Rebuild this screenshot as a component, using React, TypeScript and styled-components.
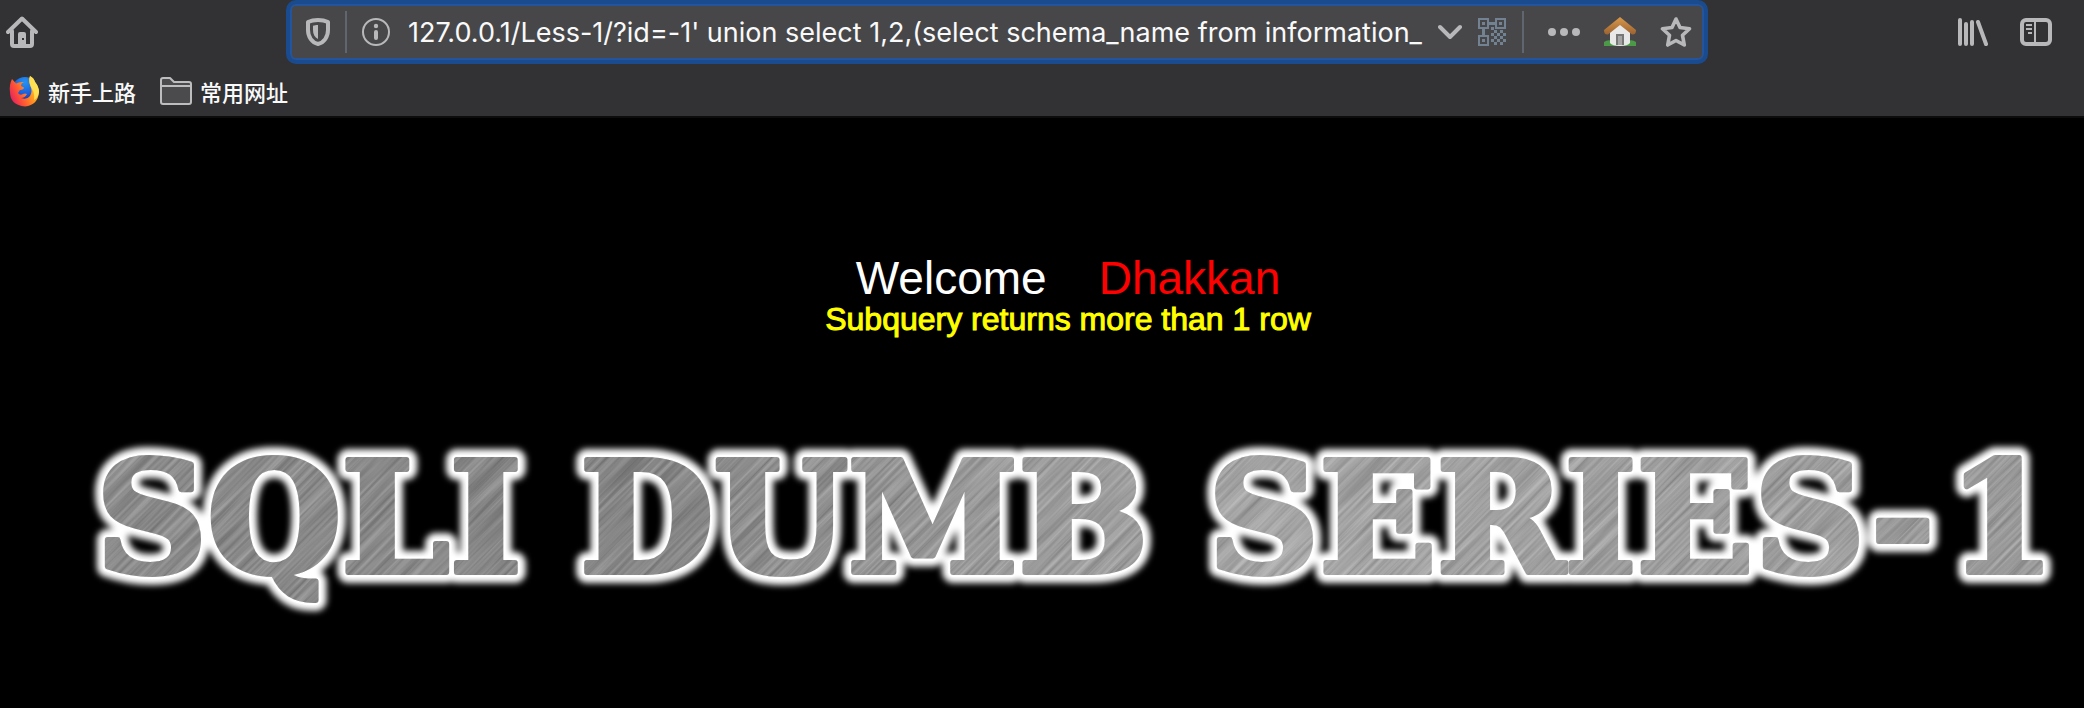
import React from "react";
import styled, { createGlobalStyle } from "styled-components";

const GlobalStyle = createGlobalStyle`
  * { box-sizing: border-box; }
  html, body { margin: 0; background: #000; }
  body { font-family: "Liberation Sans", "Noto Sans CJK SC", sans-serif; }
  svg { display: block; }
`;

const Chrome = styled.header`
  background: #323234;
  border-bottom: 2px solid #0c0c0d;
`;

const NavBar = styled.nav`
  display: flex;
  align-items: center;
  justify-content: space-between;
  height: 64px;
  padding: 0 32px 0 6px;
`;

const IconButton = styled.button<{ $width?: number }>`
  display: flex;
  flex: none;
  align-items: center;
  justify-content: center;
  width: ${(p) => p.$width ?? 32}px;
  height: 32px;
  padding: 0;
  border: 0;
  background: none;
  color: #b8b8ba;
`;

const UrlBar = styled.form`
  display: flex;
  flex: 1;
  align-items: center;
  min-width: 0;
  height: 64px;
  margin: 0 250px 0 248px;
  padding: 0 12px 0 16px;
  border: 4px solid #1a4b8f;
  border-radius: 10px;
  background: #474749;
  box-shadow: inset 0 0 0 2px #24559c;
`;

const Separator = styled.span`
  flex: none;
  width: 2px;
  height: 42px;
  background: #5f6670;
`;

const UrlInput = styled.input`
  flex: 1;
  min-width: 0;
  height: 44px;
  margin: 0 14px 0 18px;
  padding: 0;
  border: 0;
  outline: 0;
  background: none;
  color: #f9f9fa;
  font: 27px Inter, sans-serif;
`;

const Group = styled.div<{ $gap: number; $pad?: string }>`
  display: flex;
  flex: none;
  align-items: center;
  gap: ${(p) => p.$gap}px;
  padding: ${(p) => p.$pad ?? "0"};
`;

const Bookmarks = styled.nav`
  display: flex;
  align-items: center;
  gap: 24px;
  height: 52px;
  padding: 2px 8px 0;
`;

const Bookmark = styled.a`
  display: flex;
  align-items: center;
  gap: 8px;
  color: #f9f9fa;
  font: 500 22px/32px "Noto Sans CJK SC", sans-serif;
  text-decoration: none;
`;

const Message = styled.main`
  padding: 135px 0 0 52px;
  text-align: center;
`;

const Welcome = styled.h1`
  display: flex;
  justify-content: center;
  gap: 52px;
  margin: 0;
  color: #fff;
  font-size: 46px;
  font-weight: 400;
  line-height: 50px;
`;

const Name = styled.span`
  color: #f00;
`;

const ErrorText = styled.p`
  margin: 0;
  color: #ff0;
  font-size: 32px;
  line-height: 32px;
  -webkit-text-stroke: 1px #ff0;
`;

const Banner = styled.svg`
  width: 100%;
  height: auto;
  margin-top: 95px;
`;

const HomeIcon = () => (
  <svg width="32" height="32" viewBox="0 0 32 32" fill="none" stroke="currentColor" strokeLinejoin="round" strokeLinecap="round">
    <path d="M2 16 16 2.500 30 16" strokeWidth="4" />
    <path d="M6 15V28q0 2 2 2H24q2 0 2-2V15" strokeWidth="4" />
    <path d="M12 30V18q0-2 2-2h4q2 0 2 2V30z" fill="currentColor" stroke="none" />
    <rect x="16" y="22" width="2" height="2" fill="#323234" stroke="none" />
  </svg>
);

const ShieldIcon = () => (
  <svg width="24" height="28" viewBox="0 0 24 28">
    <path d="M12 2C8 2 5 2.600 2 4v8c0 7 4 12.500 10 14 6-1.500 10-7 10-14V4C19 2.600 16 2 12 2z" fill="none" stroke="currentColor" strokeWidth="4" strokeLinejoin="round" />
    <path d="M12 7c-2 0-3.500.3-5 .8V12c0 4 1.700 7.500 5 9z" fill="currentColor" />
  </svg>
);

const InfoIcon = () => (
  <svg width="28" height="28" viewBox="0 0 28 28" fill="currentColor">
    <circle cx="14" cy="14" r="13" fill="none" stroke="currentColor" strokeWidth="2" />
    <circle cx="14" cy="8" r="2.200" />
    <rect x="12" y="12" width="4" height="10" rx="2" />
  </svg>
);

const ChevronIcon = () => (
  <svg width="24" height="16" viewBox="0 0 24 16" fill="none" stroke="currentColor" strokeWidth="4" strokeLinecap="round" strokeLinejoin="round">
    <path d="m2 3 10 10L22 3" />
  </svg>
);

const qrFinders = [[0, 0], [17, 0], [0, 17]];

const qrCells = [
  [13, 9], [16, 12], [22, 12], [13, 15], [19, 15], [25, 15],
  [16, 18], [22, 18], [13, 21], [19, 21], [16, 24], [25, 21], [22, 24],
];

const QrIcon = () => (
  <svg width="28" height="28" viewBox="0 0 28 28" fill="#738292">
    {qrFinders.map(([x, y]) => (
      <g key={`${x}-${y}`}>
        <rect x={x + 1} y={y + 1} width="9" height="9" fill="none" stroke="#738292" strokeWidth="2" />
        <rect x={x + 4} y={y + 4} width="3" height="3" />
      </g>
    ))}
    <rect x="11" y="4" width="6" height="3" />
    <rect x="4" y="11" width="3" height="6" />
    {qrCells.map(([x, y]) => (
      <rect key={`${x}-${y}`} x={x} y={y} width="3" height="3" />
    ))}
  </svg>
);

const DotsIcon = () => (
  <svg width="32" height="8" viewBox="0 0 32 8" fill="currentColor">
    <circle cx="4" cy="4" r="4" />
    <circle cx="16" cy="4" r="4" />
    <circle cx="28" cy="4" r="4" />
  </svg>
);

const CottageIcon = () => (
  <svg width="32" height="30" viewBox="0 0 32 30">
    <defs>
      <linearGradient id="roof" x1="0" y1="0" x2="0" y2="1">
        <stop offset="0" stopColor="#d9994c" />
        <stop offset="1" stopColor="#9c6230" />
      </linearGradient>
    </defs>
    <path d="M0 25q4-3 8-1h16q4-2 8 1v4H0z" fill="#4c9a48" />
    <path d="M6 14 16 5l10 9v12q-2 3-10 3T6 26z" fill="#e8e8e8" />
    <path d="M12 17h8v11h-8z" fill="#777" />
    <path d="M14 19h4v9h-4z" fill="#a5a5a5" />
    <path d="M16 0 0 13q0 5 4 4.500L16 8l12 9.500q4 .5 4-4.500z" fill="url(#roof)" />
  </svg>
);

const StarIcon = () => (
  <svg width="32" height="32" viewBox="0 0 32 32" fill="none" stroke="currentColor" strokeWidth="3.600" strokeLinejoin="round">
    <path d="m16 3 4 8.500 9.500 1.200-7 6.600 1.800 9.700L16 24.500 7.700 29l1.800-9.700-7-6.600L12 11.500z" />
  </svg>
);

const LibraryIcon = () => (
  <svg width="30" height="28" viewBox="0 0 30 28" fill="none" stroke="currentColor" strokeWidth="4" strokeLinecap="round">
    <path d="M2 2v24M8 6v20M14 4v22M20 4l8 22" />
  </svg>
);

const SidebarIcon = () => (
  <svg width="32" height="28" viewBox="0 0 32 28" fill="none" stroke="currentColor">
    <rect x="2" y="2" width="28" height="24" rx="4" strokeWidth="4" />
    <path d="M15 3v22M6 7h6M6 11h6M8 15h4" strokeWidth="2" />
  </svg>
);

const FirefoxIcon = () => (
  <svg width="32" height="32" viewBox="0 0 32 32">
    <defs>
      <linearGradient id="fox" x1="1" y1="0.200" x2="0.050" y2="0.700">
        <stop offset="0" stopColor="#ffd83a" />
        <stop offset="0.400" stopColor="#ff9a1f" />
        <stop offset="0.750" stopColor="#ff5136" />
        <stop offset="1" stopColor="#e8285a" />
      </linearGradient>
      <radialGradient id="globe" cx="0.500" cy="0.200" r="0.800">
        <stop offset="0" stopColor="#2594f2" />
        <stop offset="0.550" stopColor="#1c5fdc" />
        <stop offset="1" stopColor="#2b1d8c" />
      </radialGradient>
    </defs>
    <circle cx="17" cy="15" r="13" fill="url(#globe)" />
    <path d="M4 4 8 8.500q3-2 8-1.500-3 1-3 4l3 1.500q0 2-4 2.500l-2 3q2 3 5 1 2-1 4 0-2 4-6 4 6 2 9-2 3-5 0-11-2-5 0-9 4 2 5 6 4 5 4 10Q30 30 17 31.500 2 30 2 17 1 10 4 4z" fill="url(#fox)" />
    <path d="M22 1q4 2 5 6 4 5 4 10-1 6-5 8 1-6-2-11-4-7-2-13z" fill="#ffe65a" opacity=".85" />
  </svg>
);

const FolderIcon = () => (
  <svg width="32" height="28" viewBox="0 0 32 28" stroke="#bdbdbf" strokeWidth="2" strokeLinejoin="round">
    <path d="M1 25V3q0-2 2-2h7l4 4h15q2 0 2 2v18q0 2-2 2H3q-2 0-2-2z" fill="#4b4b4d" />
    <path d="M2 9h28" />
  </svg>
);

const SeriesBanner = () => (
  <Banner viewBox="0 0 2084 200" role="img" aria-label="SQLI DUMB SERIES-1">
    <defs>
      <linearGradient id="steel" x1="0" y1="0" x2="2084" y2="0" gradientUnits="userSpaceOnUse">
        <stop offset="0" stopColor="#8c8c8c" />
        <stop offset="0.300" stopColor="#828282" />
        <stop offset="0.450" stopColor="#989898" />
        <stop offset="0.620" stopColor="#a8a8a8" />
        <stop offset="1" stopColor="#999" />
      </linearGradient>
      <filter id="glow" x="-5%" y="-30%" width="110%" height="160%">
        <feGaussianBlur stdDeviation="3" />
      </filter>
      <filter id="scratches" x="0" y="0" width="100%" height="100%" colorInterpolationFilters="sRGB">
        <feTurbulence type="fractalNoise" baseFrequency="0.008 0.3" numOctaves="3" seed="4" />
        <feColorMatrix values="1.400 0 0 0 -0.120  1.400 0 0 0 -0.120  1.400 0 0 0 -0.120  0 0 0 0 0.200" />
      </filter>
      <g id="title" fontFamily="DejaVu Serif, serif" fontWeight="700" fontSize="154" strokeLinejoin="round">
        <text x="96" y="142">SQLI</text>
        <text x="580" y="142">DUMB</text>
        <text x="1208" y="142">SERIES-</text>
        <text x="1948" y="142">1</text>
      </g>
      <mask id="face" maskUnits="userSpaceOnUse" x="0" y="0" width="2084" height="200">
        <use href="#title" fill="#fff" stroke="#fff" strokeWidth="6" />
      </mask>
    </defs>
    <use href="#title" fill="#fff" stroke="#fff" strokeWidth="22" filter="url(#glow)" />
    <use href="#title" fill="#fff" stroke="#fff" strokeWidth="10" />
    <g mask="url(#face)">
      <rect width="2084" height="200" fill="url(#steel)" />
      <g transform="rotate(-45 1042 100)">
        <rect x="200" y="-800" width="1684" height="1800" filter="url(#scratches)" />
      </g>
    </g>
  </Banner>
);

export default function App() {
  return (
    <>
      <GlobalStyle />
      <Chrome>
        <NavBar aria-label="Navigation">
          <IconButton aria-label="Home"><HomeIcon /></IconButton>
          <UrlBar onSubmit={(e) => e.preventDefault()}>
            <Group $gap={15}>
              <IconButton type="button" $width={24} aria-label="Tracking protection"><ShieldIcon /></IconButton>
              <Separator />
              <IconButton type="button" $width={28} aria-label="Site information"><InfoIcon /></IconButton>
            </Group>
            <UrlInput
              aria-label="Address"
              spellCheck={false}
              defaultValue="127.0.0.1/Less-1/?id=-1' union select 1,2,(select schema_name from information_"
            />
            <Group $gap={16}>
              <IconButton type="button" $width={24} aria-label="History"><ChevronIcon /></IconButton>
              <IconButton type="button" $width={28} aria-label="QR code"><QrIcon /></IconButton>
              <Separator />
            </Group>
            <Group $gap={24} $pad="0 0 0 24px">
              <IconButton type="button" aria-label="Page actions"><DotsIcon /></IconButton>
              <IconButton type="button" aria-label="Home page"><CottageIcon /></IconButton>
              <IconButton type="button" aria-label="Bookmark this page"><StarIcon /></IconButton>
            </Group>
          </UrlBar>
          <Group $gap={32}>
            <IconButton $width={30} aria-label="Library"><LibraryIcon /></IconButton>
            <IconButton aria-label="Sidebars"><SidebarIcon /></IconButton>
          </Group>
        </NavBar>
        <Bookmarks aria-label="Bookmarks">
          <Bookmark href="#start"><FirefoxIcon />新手上路</Bookmark>
          <Bookmark href="#sites"><FolderIcon />常用网址</Bookmark>
        </Bookmarks>
      </Chrome>
      <Message>
        <Welcome>
          <span>Welcome</span>
          <Name>Dhakkan</Name>
        </Welcome>
        <ErrorText>Subquery returns more than 1 row</ErrorText>
      </Message>
      <SeriesBanner />
    </>
  );
}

#####

**What is being asked:** Only the number is wanted: how many lines in the data include the word "this"?

**The answer:** 2